WHAT YOU HAVE TO DO: Write out the data below in full, unchanged, minus the images.
>>>>
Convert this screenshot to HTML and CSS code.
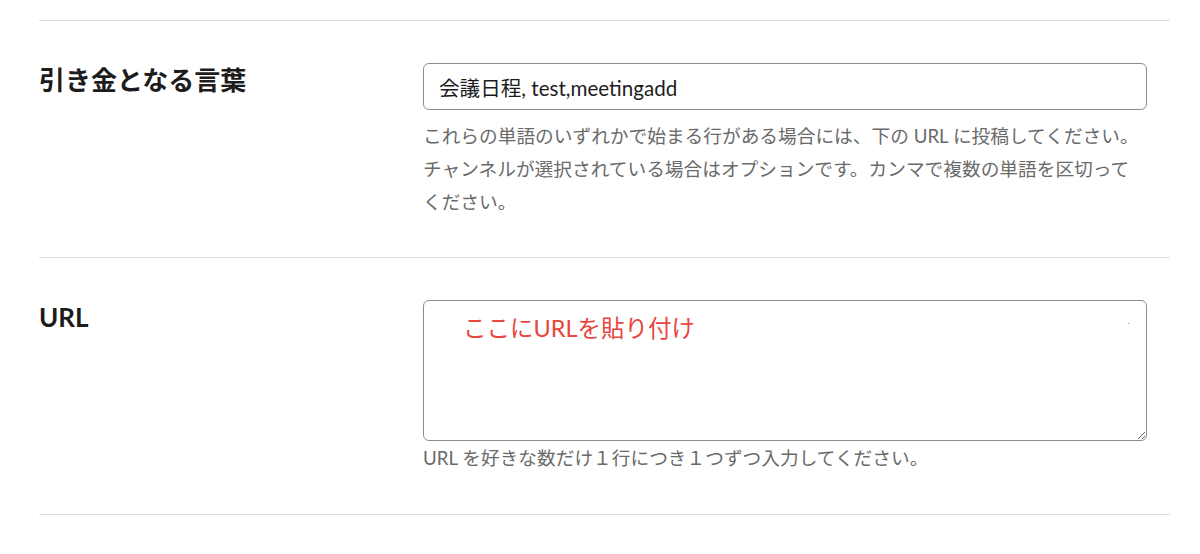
FILE: index.html
```html
<!DOCTYPE html>
<html lang="ja">
<head>
<meta charset="utf-8">
<link rel="stylesheet" href="styles.css">
</head>
<body>
<div class="page">
  <section class="row">
    <div class="label">引き金となる言葉</div>
    <div class="field">
      <input class="text-input" type="text" value="会議日程, test,meetingadd">
      <p class="help">これらの単語のいずれかで始まる行がある場合には、下の URL に投稿してください。<br>チャンネルが選択されている場合はオプションです。カンマで複数の単語を区切って<br>ください。</p>
    </div>
  </section>
  <section class="row row-url">
    <div class="label">URL</div>
    <div class="field">
      <div class="area-wrap">
        <textarea class="text-area"></textarea>
        <span class="annotation">ここにURLを貼り付け</span>
        <span class="speck"></span>
      </div>
      <p class="help help-tight">URL を好きな数だけ１行につき１つずつ入力してください。</p>
    </div>
  </section>
  <div class="rule"></div>
</div>
</body>
</html>
```

FILE: styles.css
```css
html, body {
  margin: 0;
  padding: 0;
  background: #ffffff;
}

body {
  font-family: Lato, "Noto Sans CJK JP", sans-serif;
  color: #1d1c1d;
}

.page {
  padding: 20px 30px 0 39px;
}

.row {
  display: grid;
  grid-template-columns: 384px 724px;
  border-top: 1px solid #dddddd;
  padding: 42px 0 38px;
}

.row-url {
  padding-bottom: 39px;
}

.rule {
  width: 1131px;
  border-top: 1px solid #dddddd;
}

.label {
  font-size: 26px;
  font-weight: 700;
  line-height: 34px;
  margin-top: 0;
  color: #1d1c1d;
}

.field {
  display: flex;
  flex-direction: column;
}

.text-input {
  box-sizing: border-box;
  width: 724px;
  height: 47px;
  border: 1px solid #8d8d8d;
  border-radius: 6px;
  padding: 0 15px;
  font-family: Lato, "Noto Sans CJK JP", sans-serif;
  font-size: 20.6px;
  color: #1d1c1d;
  outline: none;
}

.help {
  margin: 10px 0 0;
  font-size: 18.7px;
  line-height: 33px;
  color: #6a6a6a;
  width: 724px;
}

.help-tight {
  margin-top: 1px;
}

.area-wrap {
  position: relative;
  width: 724px;
  height: 141px;
}

.text-area {
  box-sizing: border-box;
  display: block;
  width: 724px;
  height: 141px;
  border: 1px solid #8d8d8d;
  border-radius: 6px;
  padding: 10px 15px;
  font-family: Lato, "Noto Sans CJK JP", sans-serif;
  font-size: 20px;
  outline: none;
}

.annotation {
  position: absolute;
  left: 40px;
  top: 12px;
  font-size: 23.5px;
  line-height: 32px;
  color: #e8463c;
  pointer-events: none;
}

.speck {
  position: absolute;
  left: 705px;
  top: 23px;
  width: 1px;
  height: 1px;
  background: #999999;
}
```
<<<<
CORRECT OUTPUT:
Convert this screenshot to HTML and CSS code.
FILE: index.html
```html
<!DOCTYPE html>
<html lang="ja">
<head>
<meta charset="utf-8">
<link rel="stylesheet" href="styles.css">
</head>
<body>
<div class="page">
  <section class="row">
    <div class="label">引き金となる言葉</div>
    <div class="field">
      <input class="text-input" type="text" value="会議日程, test,meetingadd">
      <p class="help">これらの単語のいずれかで始まる行がある場合には、下の URL に投稿してください。<br>チャンネルが選択されている場合はオプションです。カンマで複数の単語を区切って<br>ください。</p>
    </div>
  </section>
  <section class="row row-url">
    <div class="label">URL</div>
    <div class="field">
      <div class="area-wrap">
        <textarea class="text-area"></textarea>
        <span class="annotation">ここにURLを貼り付け</span>
        <span class="speck"></span>
      </div>
      <p class="help help-tight">URL を好きな数だけ１行につき１つずつ入力してください。</p>
    </div>
  </section>
  <div class="rule"></div>
</div>
</body>
</html>
```

FILE: styles.css
```css
html, body {
  margin: 0;
  padding: 0;
  background: #ffffff;
}

body {
  font-family: Lato, "Noto Sans CJK JP", sans-serif;
  color: #1d1c1d;
}

.page {
  padding: 20px 30px 0 39px;
}

.row {
  display: grid;
  grid-template-columns: 384px 724px;
  border-top: 1px solid #dddddd;
  padding: 42px 0 38px;
}

.row-url {
  padding-bottom: 39px;
}

.rule {
  width: 1131px;
  border-top: 1px solid #dddddd;
}

.label {
  font-size: 26px;
  font-weight: 700;
  line-height: 34px;
  margin-top: 0;
  color: #1d1c1d;
}

.field {
  display: flex;
  flex-direction: column;
}

.text-input {
  box-sizing: border-box;
  width: 724px;
  height: 47px;
  border: 1px solid #8d8d8d;
  border-radius: 6px;
  padding: 0 15px;
  font-family: Lato, "Noto Sans CJK JP", sans-serif;
  font-size: 20.6px;
  color: #1d1c1d;
  outline: none;
}

.help {
  margin: 10px 0 0;
  font-size: 18.7px;
  line-height: 33px;
  color: #6a6a6a;
  width: 724px;
}

.help-tight {
  margin-top: 1px;
}

.area-wrap {
  position: relative;
  width: 724px;
  height: 141px;
}

.text-area {
  box-sizing: border-box;
  display: block;
  width: 724px;
  height: 141px;
  border: 1px solid #8d8d8d;
  border-radius: 6px;
  padding: 10px 15px;
  font-family: Lato, "Noto Sans CJK JP", sans-serif;
  font-size: 20px;
  outline: none;
}

.annotation {
  position: absolute;
  left: 40px;
  top: 12px;
  font-size: 23.5px;
  line-height: 32px;
  color: #e8463c;
  pointer-events: none;
}

.speck {
  position: absolute;
  left: 705px;
  top: 23px;
  width: 1px;
  height: 1px;
  background: #999999;
}
```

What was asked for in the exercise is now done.